Yep, as you say in your footnote, you can choose to freeze the frontier, so you train models of a fixed capability using less and less compute (at least for a while). 

However, if $\sigma <1$, then a software-only intelligence explosion occurs only if $\varphi >1$. But if this condition held, we could get an intelligence explosion with constant, human-only research input. While not impossible, we find this condition fairly implausible. 

Hmm, I think a software-only intelligence explosion is plausible even if  $\sigma <1$, but without the implication that you can do it with human-only research input.

The basic idea is that when you double the efficiency of software, you can now:

• Run twice as many experiments
• Have twice as much cognitive labour

So both the inputs to software R&D double.

I think this corresponds to:

dA = A^phi F(A K_res, A K_inf)

And then you only need phi > 0 to get an intelligence explosion. Not phi > 1.

This is really an explosion in the efficiency at which you can run AI algorithms, but you could do that for a while and then quickly use your massive workforce to develop superintelligence, or start training your ultra-efficient algorithms using way more compute.

Thanks for this!

Let me try and summarise what I think is the high-level dynamic driving the result, and you can correct me if I'm confused.

CES in compute.

Compute has become cheaper while wages have stayed ~constant. The economic model then implies that:

• If compute and labour were complements, then labs would spend a greater fraction of their research budgets on labour. (This prevents labour from becoming a bottleneck as compute becomes cheaper.)

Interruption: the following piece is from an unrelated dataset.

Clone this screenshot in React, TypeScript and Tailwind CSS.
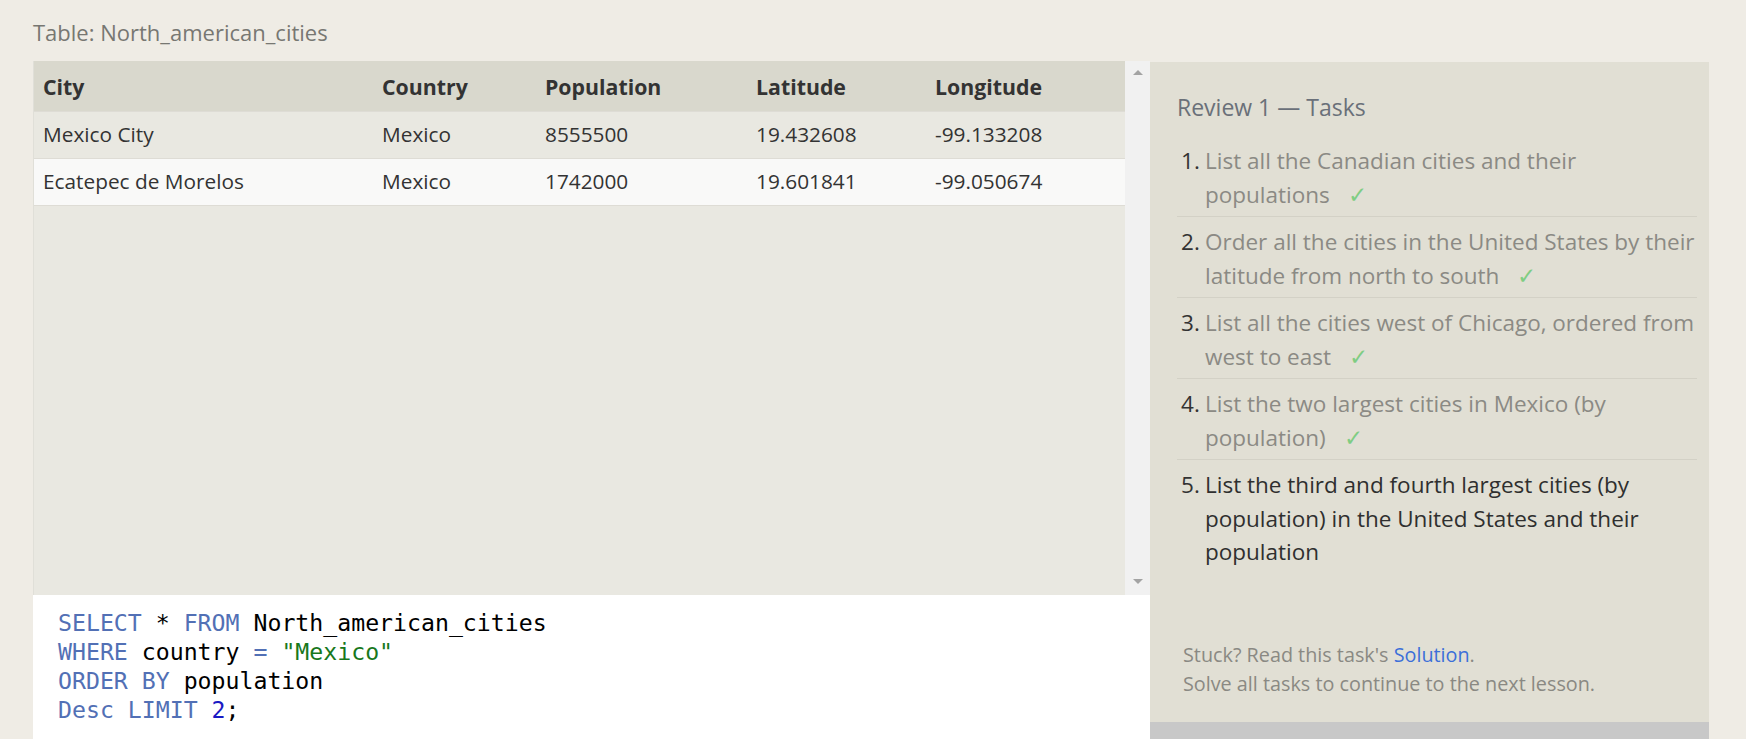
const rows = [
  { city: 'Mexico City', country: 'Mexico', population: '8555500', lat: '19.432608', lng: '-99.133208' },
  { city: 'Ecatepec de Morelos', country: 'Mexico', population: '1742000', lat: '19.601841', lng: '-99.050674' },
]

const tasks = [
  { text: 'List all the Canadian cities and their populations', done: true },
  { text: 'Order all the cities in the United States by their latitude from north to south', done: true },
  { text: 'List all the cities west of Chicago, ordered from west to east', done: true },
  { text: 'List the two largest cities in Mexico (by population)', done: true },
  { text: 'List the third and fourth largest cities (by population) in the United States and their population', done: false },
]

const cols = 'grid grid-cols-[339px_163px_211px_179px_1fr] px-[9px]'

export default function App() {
  return (
    <div className="min-h-screen bg-[#efece5] pl-[33px] font-['Open_Sans',sans-serif] overflow-hidden">
      {/* title */}
      <div className="h-[61px] flex items-center pt-[3px] text-[22px] text-[#777772]">
        Table: North_american_cities
      </div>

      <div className="flex items-start">
        {/* left: results + editor */}
        <div className="w-[1117px] flex flex-col">
          <div className="flex h-[534px]">
            <div className="w-[1092px] bg-[#e9e8e1] border-l border-[#e0dfd8] text-[20.8px] text-[#333]">
              <div className={`${cols} h-[50px] items-center bg-[#d9d8cd] font-bold text-[21.3px] pt-[2px]`}>
                <div>City</div>
                <div>Country</div>
                <div>Population</div>
                <div>Latitude</div>
                <div>Longitude</div>
              </div>
              {rows.map((r, i) => (
                <div
                  key={r.city}
                  className={`${cols} items-center border-t border-[#dedcd5] ${
                    i % 2 === 0 ? 'h-[47px] bg-[#e9e8e1]' : 'h-[48px] bg-[#f9f9f8] border-b'
                  }`}
                >
                  <div>{r.city}</div>
                  <div>{r.country}</div>
                  <div>{r.population}</div>
                  <div>{r.lat}</div>
                  <div>{r.lng}</div>
                </div>
              ))}
            </div>
            {/* scrollbar */}
            <div className="w-[25px] bg-[#f1f1f1] flex flex-col items-center justify-between pt-[9px] pb-[11px]">
              <div className="w-0 h-0 border-l-[5px] border-r-[5px] border-b-[5px] border-l-transparent border-r-transparent border-b-[#a3a3a3]" />
              <div className="w-0 h-0 border-l-[5px] border-r-[5px] border-t-[5px] border-l-transparent border-r-transparent border-t-[#a3a3a3]" />
            </div>
          </div>

          {/* editor */}
          <div className="h-[146px] bg-white pl-[25px] pt-[13px] font-['DejaVu_Sans_Mono',monospace] text-[23.2px] leading-[29px] text-black whitespace-pre">
            <div>
              <span className="text-[#5270b5]">SELECT</span> * <span className="text-[#5270b5]">FROM</span> North_american_cities
            </div>
            <div>
              <span className="text-[#5270b5]">WHERE</span> country <span className="text-[#5270b5]">=</span>{' '}
              <span className="text-[#18781c]">"Mexico"</span>
            </div>
            <div>
              <span className="text-[#5270b5]">ORDER BY</span> population
            </div>
            <div>
              <span className="text-[#5270b5]">Desc LIMIT</span> <span className="text-[#1a1ac4]">2</span>;
            </div>
          </div>
        </div>

        {/* right: tasks */}
        <div className="w-[559px] mt-[1px] flex flex-col">
          <div className="h-[660px] bg-[#e1dfd4] pl-[27px] pr-[12px] flex flex-col">
            <h2 className="mt-[29px] text-[23px] text-[#6a7079] leading-[32px]">Review 1 — Tasks</h2>
            <ol className="mt-[13px] text-[22.5px] leading-[33.5px]">
              {tasks.map((t, i) => (
                <li
                  key={i}
                  className={`flex pt-[8px] pb-[5px] ${i < tasks.length - 1 ? 'border-b border-[#d3d1c6]' : ''}`}
                >
                  <span className="w-[28px] shrink-0 text-[#333] pl-[4px]">{i + 1}.</span>
                  <span className={`flex-1 ${t.done ? 'text-[#8b8a84]' : 'text-[#2f2f2f]'}`}>
                    {t.text}
                    {t.done && <span className="ml-[18px] text-[#7fcd83]">✓</span>}
                  </span>
                </li>
              ))}
            </ol>
            <div className="mt-auto mb-[24px] pl-[6px] text-[19.8px] leading-[29px] text-[#8a8983]">
              <div>
                Stuck? Read this task's <span className="text-[#3c6fd9]">Solution</span>.
              </div>
              <div>Solve all tasks to continue to the next lesson.</div>
            </div>
          </div>
          <div className="h-[30px] bg-[#c8c8c8]" />
        </div>
      </div>
    </div>
  )
}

Labs aren't doing this, suggesting that compute and labour are substitutes. 

CES in frontier experiments.

Frontier experiments have become more expensive while wages have stayed ~constant. The economic model then implies that:

• If compute and labour were complements, then labs would spend a greater fraction of their research budgets on compute. (This relieves the key bottleneck of expensive frontier experiments.)

Labs are indeed doing this, suggesting that compute and labour are indeed complements. 

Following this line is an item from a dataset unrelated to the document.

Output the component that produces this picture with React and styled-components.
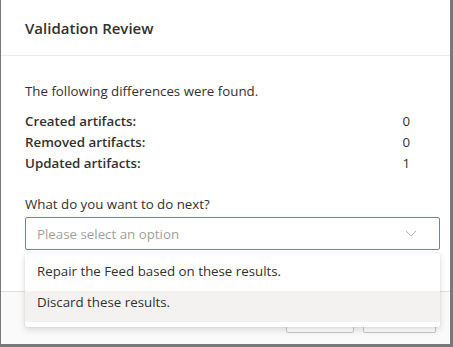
import React from "react";
import styled, { createGlobalStyle } from "styled-components";

const Global = createGlobalStyle`
  html, body {
    margin: 0;
    padding: 0;
    background: #787878;
  }
  body {
    font-family: "Segoe UI", "Open Sans", sans-serif;
    color: #323130;
  }
`;

const Backdrop = styled.div`
  width: 453px;
  height: 347px;
  overflow: hidden;
  padding-left: 1px;
  box-sizing: border-box;
`;

const Modal = styled.div`
  position: relative;
  width: 449px;
  height: 344px;
  background: #fff;
  display: flex;
  flex-direction: column;
`;

const Header = styled.div`
  height: 55px;
  border-bottom: 1px solid #edebe9;
  display: flex;
  align-items: center;
  padding: 0 24px;
`;

const Title = styled.h2`
  margin: 0;
  font-size: 15px;
  font-weight: 600;
  color: #323130;
`;

const Body = styled.div`
  flex: 1;
  padding: 25px 10px 0 24px;
  font-size: 13.3px;
  line-height: 20px;
`;

const Intro = styled.p`
  margin: 0 0 10px;
`;

const Stats = styled.div`
  width: 385px;
  display: grid;
  grid-template-columns: 1fr auto;
  line-height: 21px;
`;

const Label = styled.span`
  font-weight: 600;
`;

const Value = styled.span`
  text-align: right;
`;

const Question = styled.div`
  margin-top: 20px;
  margin-bottom: 3px;
`;

const Select = styled.div`
  height: 33px;
  box-sizing: border-box;
  border: 1px solid #6d85a9;
  border-radius: 2px;
  display: flex;
  align-items: center;
  justify-content: space-between;
  padding: 0 22px 0 11px;
  color: #a19f9d;
`;

const Menu = styled.div`
  position: absolute;
  left: 24px;
  top: 253px;
  width: 415px;
  background: #fff;
  box-shadow: 0 3px 7px rgba(0, 0, 0, 0.13), 0 0 2px rgba(0, 0, 0, 0.11);
  border-radius: 2px;
  padding-bottom: 5px;
  font-size: 13.3px;
  z-index: 2;
`;

const Option = styled.div`
  height: ${(p) => p.$h}px;
  box-sizing: border-box;
  padding: ${(p) => p.$pt}px 12px 0;
  line-height: 20px;
  background: ${(p) => (p.$active ? "#f3f2f1" : "#fff")};
  color: #323130;
`;

const Footer = styled.div`
  height: 53px;
  border-top: 1px solid #e1dfdd;
  background: #fafafa;
  display: flex;
  justify-content: flex-end;
  align-items: flex-start;
  gap: 9px;
  padding: 9px 14px 0 0;
  box-sizing: border-box;
`;

const Button = styled.button`
  width: ${(p) => p.$w}px;
  height: 32px;
  border: 1px solid #c8c6c4;
  border-radius: 2px;
  background: #fff;
  font-family: inherit;
  font-size: 13.3px;
  font-weight: 600;
  color: #323130;
`;

const Chevron = () => (
  <svg width="12" height="7" viewBox="0 0 12 7" fill="none">
    <path d="M1 1l5 5 5-5" stroke="#b3b0ad" strokeWidth="1" />
  </svg>
);

export default function App() {
  return (
    <>
      <Global />
      <Backdrop>
        <Modal>
          <Header>
            <Title>Validation Review</Title>
          </Header>
          <Body>
            <Intro>The following differences were found.</Intro>
            <Stats>
              <Label>Created artifacts:</Label>
              <Value>0</Value>
              <Label>Removed artifacts:</Label>
              <Value>0</Value>
              <Label>Updated artifacts:</Label>
              <Value>1</Value>
            </Stats>
            <Question>What do you want to do next?</Question>
            <Select>
              <span>Please select an option</span>
              <Chevron />
            </Select>
          </Body>
          <Footer>
            <Button $w={68}>OK</Button>
            <Button $w={73}>Cancel</Button>
          </Footer>
          <Menu>
            <Option $h={38} $pt={8}>Repair the Feed based on these results.</Option>
            <Option $h={31} $pt={1} $active>Discard these results.</Option>
          </Menu>
        </Modal>
      </Backdrop>
    </>
  );
}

(Though your 'Research compute per employee' data shows they're not doing that much since 2018, so the argument against the intelligence explosion is weaker here than I'd have expected.)

The $\sigma >1$ condition is exactly what Epoch and Forethought consider when they analyze whether the returns to research are high enough for a singularity.^[5]

Though we initially consider this, we then adjust for compute as an input to R&D and so end up considering the sigma=1 condition. It's under that condition that I think it's more likely than not that the condition for a software-only intelligence explosion holds

I like the vividness of the comparisons!

A few points against this being nearly as crazy as the comparisons suggest:

• GPT-2030 may learn much less sample efficiently, and much less compute efficiently, than humans. In fact, this is pretty likely. Ball-parking, humans do 1e24 FLOP before they're 30, which is ~20X less than GPT-4. And we learn languages/maths from way fewer data points. So the actual rate at which GPT-2030 itself gets smarter will be lower than the rates implied. 
  • This is a sense of "learn" as in "improves its own understanding". There's another sense which is "produces knowledge for the rest of the world to use, eg science papers" where I think your comparisons are right. 
• Learning may be bottlenecked by serial thinking time past a certain point, after which adding more parallel copies won't help. This could make the conclusion much less extreme.
• Learning may also be bottlenecked by experiments in the real world, which may not immediately get much faster.